A July 25, 2025, Seventh Circuit decision just made it clear: when insurers agree to an appraisal, they can’t dodge the final bill.
Mesco Manufacturing, LLC, an Indiana-based manufacturer, found itself in a dispute with Motorists Mutual Insurance Company after a hailstorm hit its Greensburg facilities on August 25, 2018. Mesco’s business insurance policy with Motorists Mutual covered “direct physical loss of or damage to” property caused by “any Covered Cause of Loss,” with hail explicitly included and wear and tear excluded. The policy was in effect from September 13, 2017, to September 13, 2018.
After the storm, Mesco submitted a claim for hail damage to its sheet metal, modified bitumen, and EPDM (a synthetic rubber) roofs. Motorists Mutual’s initial adjustment came in at $7,806.75, a figure Mesco disputed. The company then invoked the policy’s appraisal provision, which allows either party to demand an appraisal if they disagree on the value of the property or the amount of loss. Each party picks an appraiser, and if they can’t agree, an umpire is brought in. The policy also stated, “If there is an appraisal, we will still retain our right to deny the claim.”
Mesco and Motorists Mutual selected Nick Banks and Geoff Young as their respective appraisers. The appraisers agreed the metal roofing was hail damaged but disagreed about the modified bitumen and EPDM roofs. Bart Myers was chosen as umpire. Before Myers could weigh in, Motorists Mutual hired an engineer who concluded the modified bitumen and EPDM roofs were not hail damaged. Motorists Mutual then told Mesco those roofs “cannot be included in the appraisal process as the disagreement is not of the value of the roof coverings; rather if the roof coverings are damaged.”
Despite that, Myers inspected the property and determined the modified bitumen roofs were hail damaged, while the EPDM roofs were not. Myers and Banks signed an appraisal award for $1,020,490.32 in replacement cost value, or $894,733.82 in actual cash value. Motorists Mutual paid only $265,296.21, covering what it considered “the covered damages that were awarded by appraisal,” and excluded the modified bitumen and EPDM roofs. On November 5, 2019, Mesco submitted a sworn proof of loss for the entire appraisal award, but Motorists Mutual did not respond.
On December 10, 2019, Mesco sued in the US District Court for the Southern District of Indiana, alleging breach of contract and seeking a declaratory judgment. The district court sided with Mesco, holding that the appraisal award was binding and Motorists Mutual could not deny the claim absent exceptional circumstances like fraud or manifest injustice. The court cited Villas at Winding Ridge v. State Farm Fire & Casualty Co., which found a similar appraisal provision binding and unambiguous.
Motorists Mutual appealed, but the Seventh Circuit affirmed the lower court’s decision. The appellate panel explained that under Indiana law, when parties submit to an appraisal, they are bound by the result unless there are exceptional circumstances such as fraud, collusion, or manifest injustice.
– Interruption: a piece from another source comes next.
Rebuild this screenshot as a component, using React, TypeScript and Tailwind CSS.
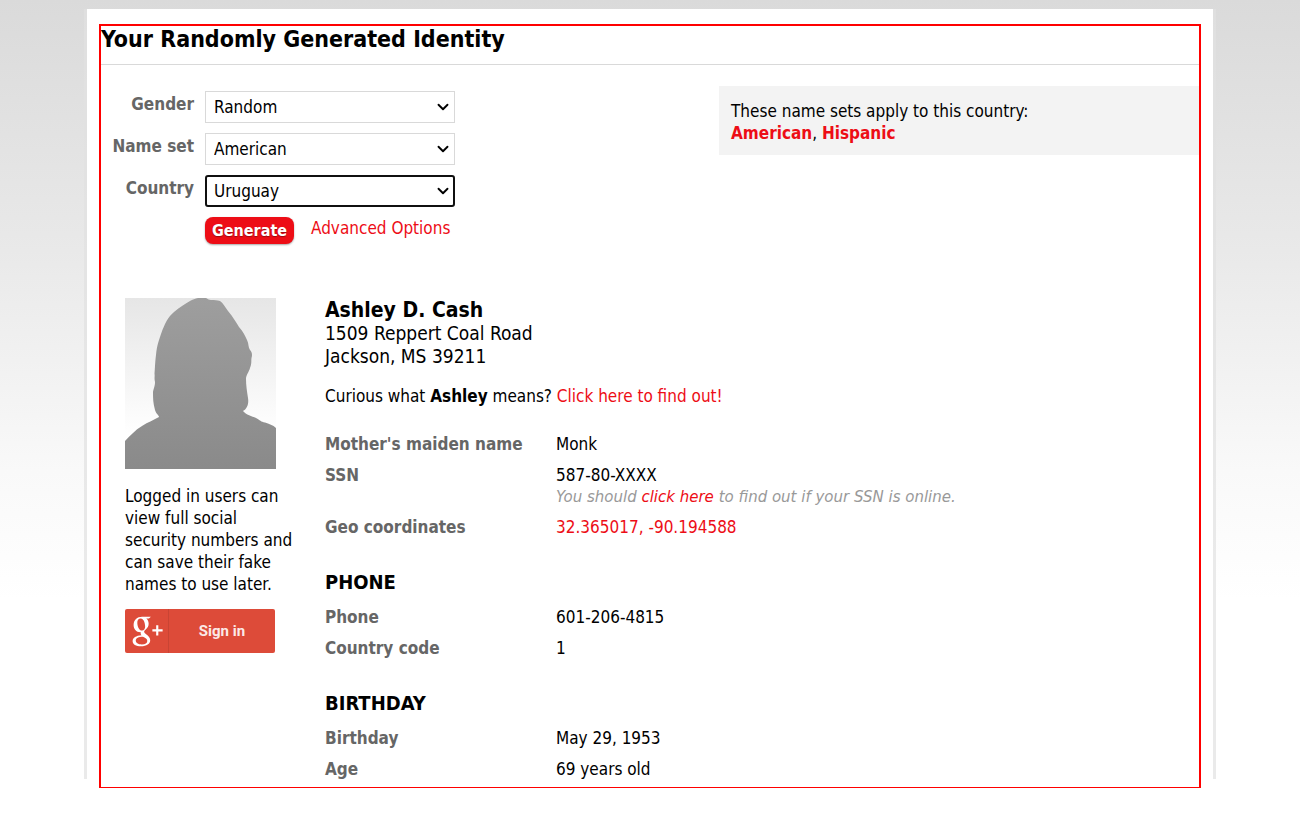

The court found that determining the existence and extent of hail damage is a factual question for the umpire and that the insurer’s “right to deny” clause does not allow Motorists Mutual to ignore a binding appraisal award without those exceptional circumstances.
For insurance professionals, this case is a wake-up call: once you agree to the appraisal process, you’re expected to honor the outcome. The decision underscores the importance of clear policy language and following through on commitments. It’s a straightforward message from the Seventh Circuit - insurers can’t cherry-pick which parts of an appraisal award to pay. If you’re in the business of commercial property insurance, this ruling is one you can’t afford to ignore.